1. Field of the Invention
The present invention relates to magnetic bearings and, more particularly, to a passive magnetic bearing used to support and stabilize the rotor of a motor-generator.
2. Description of Related Art
An armature and a field winding comprise the primary elements of motors, generators and alternators. In low power applications, the armature rotates through the magnetic lines of induction provided by the stationary field winding. In this configuration, the armature composes the rotor part of the assembly, while the field winding is the stator. This is the design used in automobile alternators because the stator is on the outside of the rotor, and thus can be incorporated into a protective casing to facilitate replacement of the assembly. In high-power industrial applications, the field winding usually rotates while the armature composes the stator.
Regardless of the configuration, the rotor requires a degree of freedom to rotate about is longitudinal axis. Mechanical bearings, such as journal bearings, ball bearings, and roller bearings are commonly used for this purpose. Such bearings necessarily involve friction between the rotating element and the bearing components. This reduces the efficiency of the unit, and the designer must also contend with the attendant problems of heat and wear.
Even non-contact bearings, such as air bearings, involve frictional losses that can be appreciable and, in addition, are sensitive to dust particles. Furthermore, mechanical bearings, and especially air bearings, are poorly adapted for use in a vacuum.
The use of magnetic forces to provides an attractive alternative because, as it provides for rotation without contact, it avoids the aforementioned drawbacks. One such approach uses position sensors to detect incipient unstable motion of the rotating element and then uses magnetic coils in conjunction with electronic servo amplifiers to provide stabilizing forces to restore it to its (otherwise unstable) position of force equilibrium. The foregoing is usually designated as an “active” magnetic bearing, in reference to the active involvement of electronic feedback circuitry in maintaining stability.

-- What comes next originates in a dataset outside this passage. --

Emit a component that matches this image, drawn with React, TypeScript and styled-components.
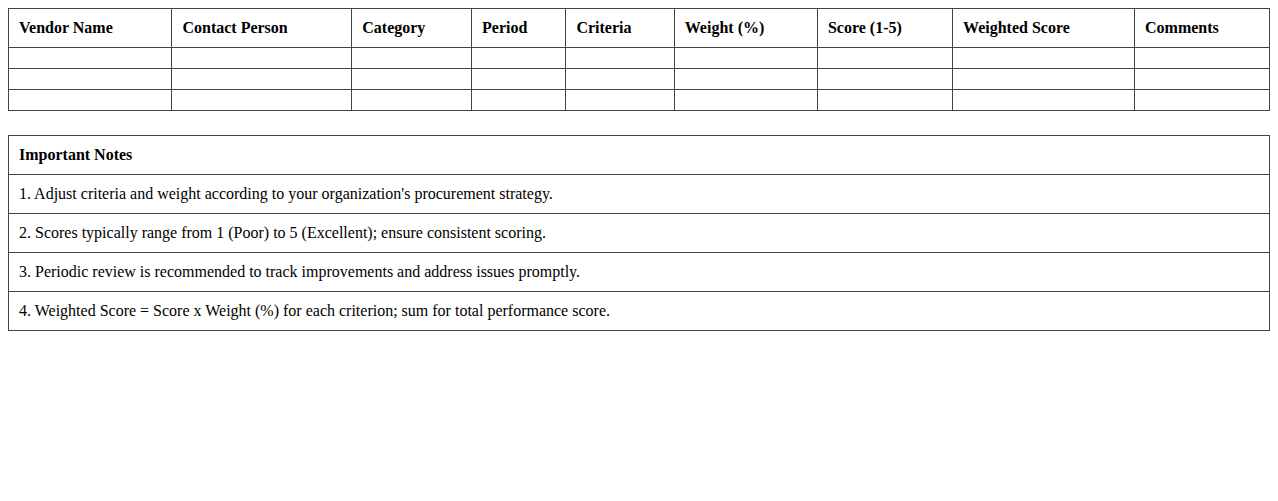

Less common than the servo-controlled magnetic bearings just described are magnetic bearings that use superconductors to provide a repelling force acting against a permanent magnet element in such a way as to levitate that magnet. These bearing types utilize the flux-excluding property of superconductors to maintain a stable state by appropriately shaping the superconductor and the magnet to provide restoring forces for displacements in any direction from the position of force equilibrium. Obviously, magnetic bearings that employ superconductors must keep the superconductor at cryogenic temperatures, and this comprises a significant consideration for any design incorporating this type of bearing.
As may be seen from the foregoing, there presently exists a need in the art for a bearing that avoids the shortcomings and problems attendant to using mechanical bearings, but does so without the drawbacks and design limitations associated with active or superconducting magnetic bearings. The present invention fulfills this need in the art.